The Officials: Europe wakes up on the bullish side of the bed
This morning, Brent flat price went higher, why? Was it a delayed EIA data reaction or better demand signals from Asia or just a market that has been tired of going down. We share that some of us, think we could $75.00/bbl. We also expect a much higher demand for gasoline during the Thanksgiving period amounting to 1.3 more trips than last year. And also more flying. We will verify the data in two more weeks. By 11:30 GMT, Brent surpassed $74, beyond yesterday’s peaks. WTI lagged slightly and struggled to break above its highs yesterday but it did exceed $70 again. The weekly EIA report was more bullish than first glance may have suggested. PADD3 crude stocks fell by 4 mb, a big 1.18 mb/d increase in imports and a 110 kb draw on distillate stocks. Forget gasoline now driving season is well in the rearview mirror and focus on distillates instead. Cushing is still bone dry and saw another 140 kb draw.
The Officials: Please, sir, can I have some more?

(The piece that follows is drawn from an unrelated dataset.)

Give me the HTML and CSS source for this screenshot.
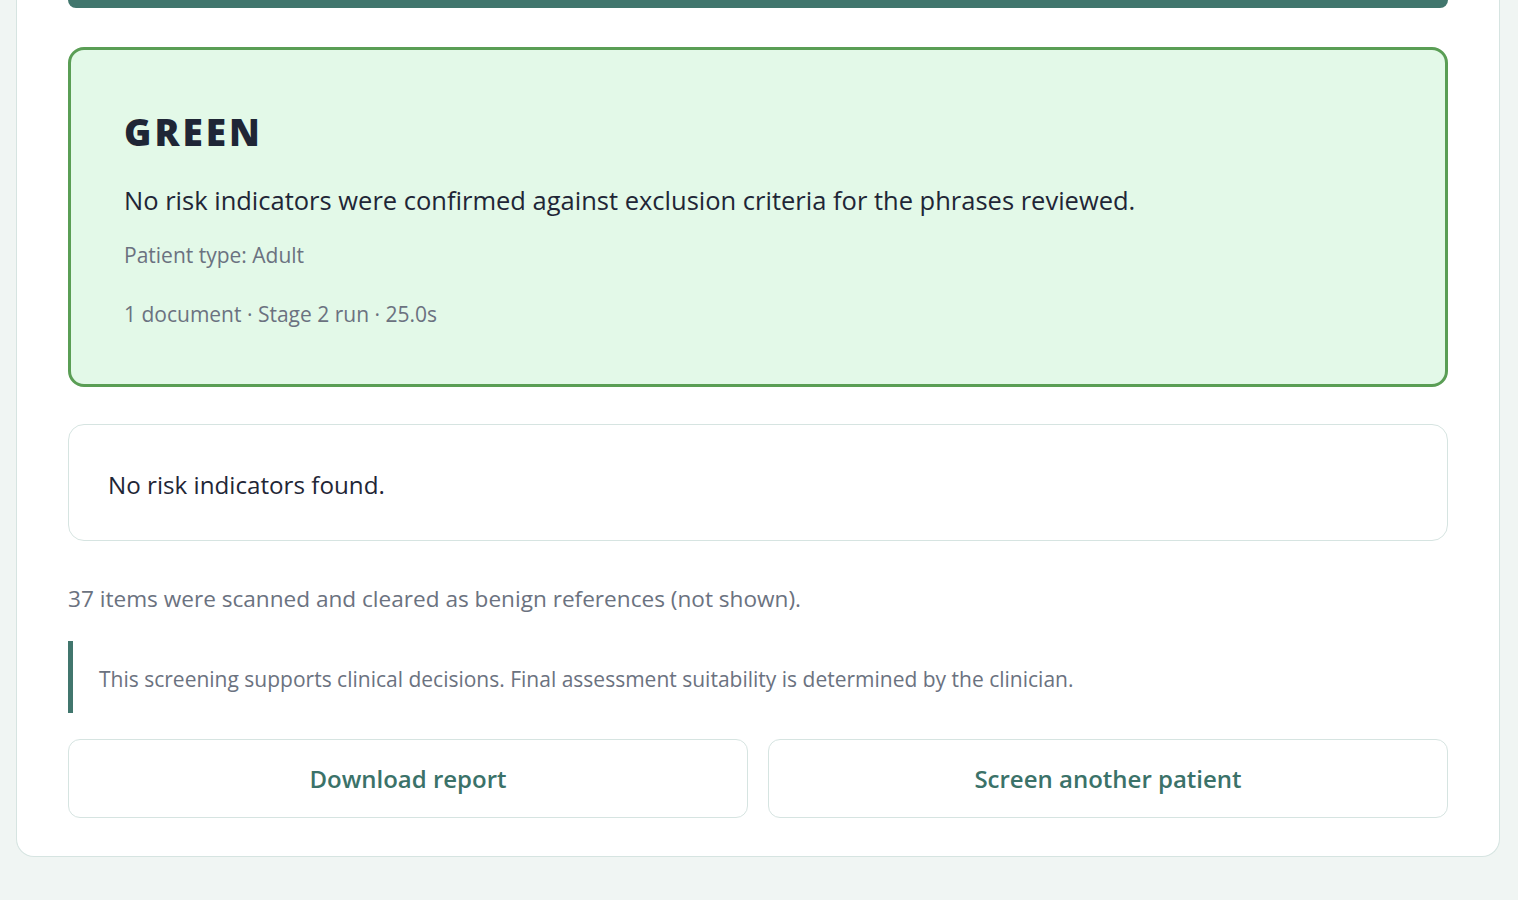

In the North Sea window today, Totsa just couldn’t help itself. Just one more… and again it’s Unipec facilitating, as in the Dubai window. France against China, hmm. We will watch! Totsa bought a 10-14 Dec Midland from the Chinese at Dated +$2.10. Exactly the same deal as they struck last night, to the date and to the cent. Unipec clearly knows how Totsa likes it! And, once again, Equinor is desperate to offload its Johan Sverdrup, offering a 1-3 Dec cargo at Dated -$2.75 after not getting any interest at Dated -$2.60 yesterday. Trafi also came in and bought a Forties from BP for 12-14 Dec at $1.15 over Dated.